Title 1, provides financial assistance to state and local education agencies to meet the needs of at-risk children. They help ensure that all children have the opportunity to get a quality education, resulting in their attainment of high academic standards. Title 1 targets resources to districts and schools whose needs are the greatest. The program is the largest federal program supporting both elementary and secondary education, and allocates its resources based upon the poverty rates of students enrolled in schools and districts. Essentially,Title 1 focuses on: (1) promoting school wide reform in high-poverty schools and (2) ensuring students' access to scientifically based instructional strategies and challenging academic content.
Ways in which our District uses Title 1 dollars include:
Providing additional instructional staff
Extended-time programs (such as before/after school programs, summer school)
Support for scientifically-based programs and strategies
Even though the amount of the Title 1 funds a school and district may receive is based on poverty rates, the children that benefit from the program(s) are not, necessarily, just students of poverty. Rather, Title 1 programs work to address the needs of a school's lowest performing students and those students found to be at most risk for not meeting state academic standards.
No Child Left Behind brings greater accountability to Title 1 states, districts, and schools for improving the academic achievement of all students and turning around low-performing schools.These and other changes to the Title 1 program will require all stake holders in school communities to work together to help close achievement gaps and ensure that all students
in Colorado can meet the state's high academic standards by 2013-2014.How many schools have Title 1?
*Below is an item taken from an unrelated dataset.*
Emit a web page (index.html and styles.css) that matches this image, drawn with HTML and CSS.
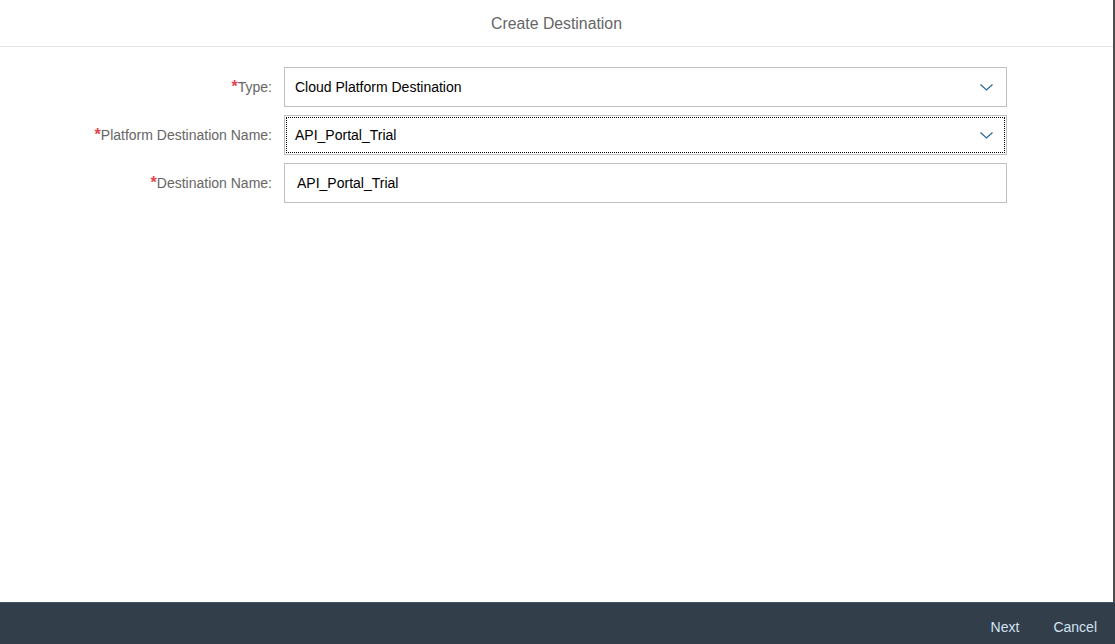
FILE: index.html
```html
<!DOCTYPE html>
<html>
<head>
<meta charset="utf-8">
<link rel="stylesheet" href="styles.css">
</head>
<body>
<div class="dialog">
  <div class="main">
    <header class="header">Create Destination</header>
    <div class="content">
      <form class="form">
        <div class="row">
          <label class="label"><span class="req">*</span>Type:</label>
          <div class="field select">
            <span class="value">Cloud Platform Destination</span>
            <svg class="chev" width="13" height="7" viewBox="0 0 13 7"><polyline points="0.5,0.5 6.5,6 12.5,0.5" fill="none" stroke="#2a6596" stroke-width="1.2"/></svg>
          </div>
        </div>
        <div class="row">
          <label class="label"><span class="req">*</span>Platform Destination Name:</label>
          <div class="field select focused">
            <span class="value">API_Portal_Trial</span>
            <svg class="chev" width="13" height="7" viewBox="0 0 13 7"><polyline points="0.5,0.5 6.5,6 12.5,0.5" fill="none" stroke="#2a6596" stroke-width="1.2"/></svg>
          </div>
        </div>
        <div class="row">
          <label class="label"><span class="req">*</span>Destination Name:</label>
          <div class="field input">
            <span class="value">API_Portal_Trial</span>
          </div>
        </div>
      </form>
    </div>
  </div>
  <footer class="footer">
    <button class="btn" type="button">Next</button>
    <button class="btn" type="button">Cancel</button>
  </footer>
</div>
</body>
</html>
```

FILE: styles.css
```css
html, body {
  margin: 0;
  padding: 0;
  height: 100%;
  background: #ffffff;
}
body {
  font-family: "Liberation Sans", Arial, sans-serif;
  color: #32363a;
}
.dialog {
  width: 1115px;
  height: 644px;
  display: flex;
  flex-direction: column;
}
.main {
  flex: 1;
  display: flex;
  flex-direction: column;
  border-right: 2px solid #4d4d4d;
  min-height: 0;
}
.header {
  height: 46px;
  box-sizing: border-box;
  padding-top: 2px;
  border-bottom: 1px solid #e5e5e5;
  display: flex;
  align-items: center;
  justify-content: center;
  font-size: 15.8px;
  color: #666666;
  height: 47px;
}
.content {
  flex: 1;
  padding-top: 20px;
}
.form {
  display: flex;
  flex-direction: column;
  gap: 8px;
  margin: 0;
}
.row {
  display: flex;
  align-items: center;
  gap: 12px;
}
.label {
  width: 272px;
  flex: none;
  text-align: right;
  font-size: 14px;
  color: #666666;
  padding-bottom: 1px;
}
.req {
  color: #e34352;
  font-size: 16px;
  font-weight: bold;
}
.field {
  width: 723px;
  height: 40px;
  box-sizing: border-box;
  border: 1px solid #bfbfbf;
  display: flex;
  align-items: center;
  padding-left: 10px;
  padding-right: 13px;
  padding-bottom: 1px;
  font-size: 14px;
  color: #000000;
  background: #ffffff;
}
.field.input {
  padding-left: 12px;
}
.value {
  flex: 1;
}
.chev {
  flex: none;
  display: block;
  margin-top: 2px;
}
.focused {
  outline: 1px dotted #000000;
  outline-offset: -3px;
}
.footer {
  background: #323e4a;
  border-top: 1px solid #3f5466;
  display: flex;
  justify-content: flex-end;
  align-items: center;
  gap: 14px;
  padding-right: 8px;
  padding-top: 6px;
  box-sizing: border-box;
  height: 42px;
}
.btn {
  background: transparent;
  border: none;
  color: #d1e3f2;
  font-family: "Liberation Sans", Arial, sans-serif;
  font-size: 14px;
  padding: 0 10px;
  height: 32px;
  cursor: pointer;
}
```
Title 1 programs in WPS offers special features at nine elementary schools including F.M. Day, Fairview, Harris Park, Hodgkins, Mesa, Metz, Sherrelwood, Skyline, Sunset Ridge, Tennyson Knolls, Westminster Academy for International Studies and at the Early Childhood Center. Some of those features include more teachers and assistants; more training for school staff; extra time for instruction; a variety of teaching methods and materials; smaller classes during literacy and/or math; greater parent involvement and many others.